▸ **Exercise**
Read the lines that follow and pick out every one containing the word "screenshot".

### Data shown

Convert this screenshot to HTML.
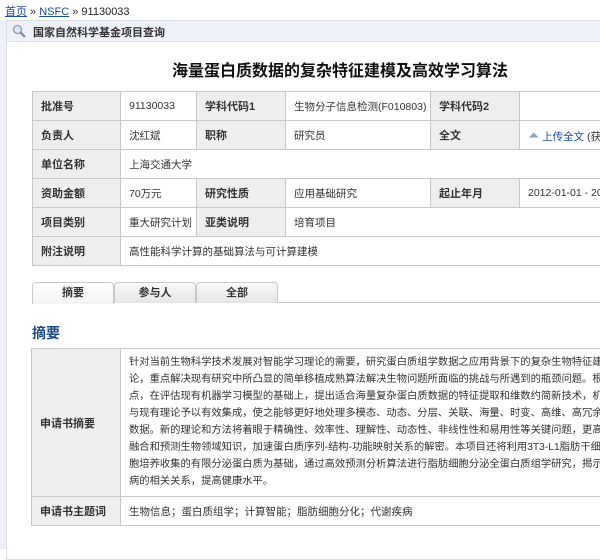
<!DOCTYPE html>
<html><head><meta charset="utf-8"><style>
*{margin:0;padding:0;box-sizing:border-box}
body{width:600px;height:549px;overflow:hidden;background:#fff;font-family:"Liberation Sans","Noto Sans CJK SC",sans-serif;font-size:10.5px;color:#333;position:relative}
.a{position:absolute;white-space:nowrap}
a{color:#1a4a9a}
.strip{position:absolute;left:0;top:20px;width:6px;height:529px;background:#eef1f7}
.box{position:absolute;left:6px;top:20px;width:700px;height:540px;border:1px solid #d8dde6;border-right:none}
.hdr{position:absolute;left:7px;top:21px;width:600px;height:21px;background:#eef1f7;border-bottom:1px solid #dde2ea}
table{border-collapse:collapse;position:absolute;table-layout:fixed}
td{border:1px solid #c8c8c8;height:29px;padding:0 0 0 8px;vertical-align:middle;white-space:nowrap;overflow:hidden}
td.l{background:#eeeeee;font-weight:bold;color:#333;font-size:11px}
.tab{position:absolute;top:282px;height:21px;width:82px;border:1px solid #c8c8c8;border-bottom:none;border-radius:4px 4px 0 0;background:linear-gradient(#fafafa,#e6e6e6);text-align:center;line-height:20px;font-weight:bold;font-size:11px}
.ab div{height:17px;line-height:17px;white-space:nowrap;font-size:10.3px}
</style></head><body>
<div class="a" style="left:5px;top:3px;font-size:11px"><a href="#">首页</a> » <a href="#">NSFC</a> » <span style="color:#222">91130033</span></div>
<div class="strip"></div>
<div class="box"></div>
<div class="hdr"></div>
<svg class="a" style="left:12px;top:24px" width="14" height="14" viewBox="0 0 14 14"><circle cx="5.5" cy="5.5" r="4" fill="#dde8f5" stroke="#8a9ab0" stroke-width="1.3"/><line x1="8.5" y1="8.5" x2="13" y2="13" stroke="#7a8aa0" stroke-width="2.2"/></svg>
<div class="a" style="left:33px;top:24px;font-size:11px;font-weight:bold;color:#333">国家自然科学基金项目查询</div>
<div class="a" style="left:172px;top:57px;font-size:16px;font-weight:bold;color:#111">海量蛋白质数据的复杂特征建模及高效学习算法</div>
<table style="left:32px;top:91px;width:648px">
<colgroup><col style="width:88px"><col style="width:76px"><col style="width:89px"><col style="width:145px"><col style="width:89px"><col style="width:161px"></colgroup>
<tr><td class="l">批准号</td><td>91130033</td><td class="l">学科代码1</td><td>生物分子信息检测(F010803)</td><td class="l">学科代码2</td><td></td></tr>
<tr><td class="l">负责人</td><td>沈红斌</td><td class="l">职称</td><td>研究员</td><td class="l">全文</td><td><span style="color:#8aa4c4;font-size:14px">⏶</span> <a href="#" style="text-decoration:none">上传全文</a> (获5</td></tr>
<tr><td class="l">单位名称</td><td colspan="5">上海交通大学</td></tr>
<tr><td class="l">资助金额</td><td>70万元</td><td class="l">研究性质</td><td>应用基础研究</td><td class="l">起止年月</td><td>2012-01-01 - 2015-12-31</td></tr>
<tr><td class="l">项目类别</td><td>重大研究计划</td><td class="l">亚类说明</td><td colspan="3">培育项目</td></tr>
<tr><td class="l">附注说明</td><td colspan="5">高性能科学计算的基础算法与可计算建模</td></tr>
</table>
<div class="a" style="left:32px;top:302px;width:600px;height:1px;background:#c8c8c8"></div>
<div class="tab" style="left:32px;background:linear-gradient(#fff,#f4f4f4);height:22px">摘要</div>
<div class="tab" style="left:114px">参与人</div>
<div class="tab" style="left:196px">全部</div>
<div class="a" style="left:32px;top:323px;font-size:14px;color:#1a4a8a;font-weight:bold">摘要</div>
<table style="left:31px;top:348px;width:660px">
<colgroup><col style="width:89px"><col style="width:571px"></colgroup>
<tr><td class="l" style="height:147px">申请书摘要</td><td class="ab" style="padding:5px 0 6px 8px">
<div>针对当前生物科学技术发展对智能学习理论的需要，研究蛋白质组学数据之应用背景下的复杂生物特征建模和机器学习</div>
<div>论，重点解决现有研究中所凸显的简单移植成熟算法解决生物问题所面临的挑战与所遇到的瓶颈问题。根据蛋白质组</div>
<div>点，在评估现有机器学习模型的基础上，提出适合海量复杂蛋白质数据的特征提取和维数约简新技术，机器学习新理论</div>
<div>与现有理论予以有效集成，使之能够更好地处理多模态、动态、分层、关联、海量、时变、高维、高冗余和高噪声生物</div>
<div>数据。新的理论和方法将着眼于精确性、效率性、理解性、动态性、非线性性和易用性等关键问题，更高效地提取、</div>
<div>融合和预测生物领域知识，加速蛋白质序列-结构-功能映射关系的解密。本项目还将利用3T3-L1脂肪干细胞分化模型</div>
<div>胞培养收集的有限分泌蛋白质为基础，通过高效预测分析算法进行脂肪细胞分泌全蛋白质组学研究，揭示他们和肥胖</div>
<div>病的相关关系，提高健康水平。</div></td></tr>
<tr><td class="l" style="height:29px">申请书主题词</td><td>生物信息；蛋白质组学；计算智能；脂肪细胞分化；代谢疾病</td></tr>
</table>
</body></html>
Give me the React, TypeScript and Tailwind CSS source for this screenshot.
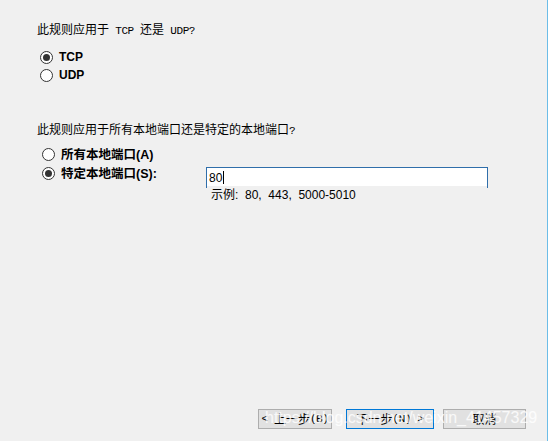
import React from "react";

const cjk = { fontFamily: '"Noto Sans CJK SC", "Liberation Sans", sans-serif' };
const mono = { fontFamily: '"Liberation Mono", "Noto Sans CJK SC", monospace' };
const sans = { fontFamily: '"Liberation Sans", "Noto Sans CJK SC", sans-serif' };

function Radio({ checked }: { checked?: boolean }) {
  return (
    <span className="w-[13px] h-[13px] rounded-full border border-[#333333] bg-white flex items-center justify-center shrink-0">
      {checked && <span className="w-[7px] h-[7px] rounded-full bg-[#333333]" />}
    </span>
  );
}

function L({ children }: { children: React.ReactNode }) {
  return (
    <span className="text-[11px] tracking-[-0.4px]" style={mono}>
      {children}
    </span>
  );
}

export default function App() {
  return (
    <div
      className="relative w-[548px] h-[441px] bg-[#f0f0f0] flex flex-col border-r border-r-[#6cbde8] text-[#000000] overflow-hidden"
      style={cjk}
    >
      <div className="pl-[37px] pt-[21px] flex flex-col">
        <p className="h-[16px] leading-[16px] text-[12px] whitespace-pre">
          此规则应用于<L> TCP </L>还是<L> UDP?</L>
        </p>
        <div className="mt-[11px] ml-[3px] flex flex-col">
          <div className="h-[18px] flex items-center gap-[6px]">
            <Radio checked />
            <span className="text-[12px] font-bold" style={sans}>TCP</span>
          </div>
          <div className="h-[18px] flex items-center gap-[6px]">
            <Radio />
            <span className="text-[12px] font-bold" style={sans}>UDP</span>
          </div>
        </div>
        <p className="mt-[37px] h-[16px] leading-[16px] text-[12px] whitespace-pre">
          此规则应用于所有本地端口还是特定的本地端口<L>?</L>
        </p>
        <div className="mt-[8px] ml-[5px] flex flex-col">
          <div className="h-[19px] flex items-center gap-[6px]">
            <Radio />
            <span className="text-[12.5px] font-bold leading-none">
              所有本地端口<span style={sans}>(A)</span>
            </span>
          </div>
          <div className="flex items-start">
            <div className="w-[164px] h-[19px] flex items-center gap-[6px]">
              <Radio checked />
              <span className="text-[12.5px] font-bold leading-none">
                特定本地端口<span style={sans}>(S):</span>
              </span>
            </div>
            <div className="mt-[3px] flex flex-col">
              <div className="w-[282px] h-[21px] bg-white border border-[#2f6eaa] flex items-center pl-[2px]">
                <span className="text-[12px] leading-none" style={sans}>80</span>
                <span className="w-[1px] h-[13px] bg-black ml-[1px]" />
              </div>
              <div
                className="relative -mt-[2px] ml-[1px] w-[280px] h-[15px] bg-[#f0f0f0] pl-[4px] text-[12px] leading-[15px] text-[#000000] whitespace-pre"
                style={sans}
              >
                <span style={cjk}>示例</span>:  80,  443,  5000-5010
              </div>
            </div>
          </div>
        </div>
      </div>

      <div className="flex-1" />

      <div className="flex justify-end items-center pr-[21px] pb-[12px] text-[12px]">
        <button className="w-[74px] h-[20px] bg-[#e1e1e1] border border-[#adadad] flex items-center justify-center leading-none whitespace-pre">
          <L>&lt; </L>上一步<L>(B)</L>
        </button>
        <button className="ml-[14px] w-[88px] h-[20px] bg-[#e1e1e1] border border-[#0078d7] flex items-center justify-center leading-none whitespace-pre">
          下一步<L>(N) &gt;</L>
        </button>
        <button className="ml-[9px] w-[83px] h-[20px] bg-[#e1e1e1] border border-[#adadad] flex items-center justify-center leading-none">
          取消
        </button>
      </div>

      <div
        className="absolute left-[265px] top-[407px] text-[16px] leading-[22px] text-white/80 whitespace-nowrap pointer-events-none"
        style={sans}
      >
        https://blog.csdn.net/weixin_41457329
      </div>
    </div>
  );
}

######

▸ **Answer**
Convert this screenshot to HTML.
Give me the React, TypeScript and Tailwind CSS source for this screenshot.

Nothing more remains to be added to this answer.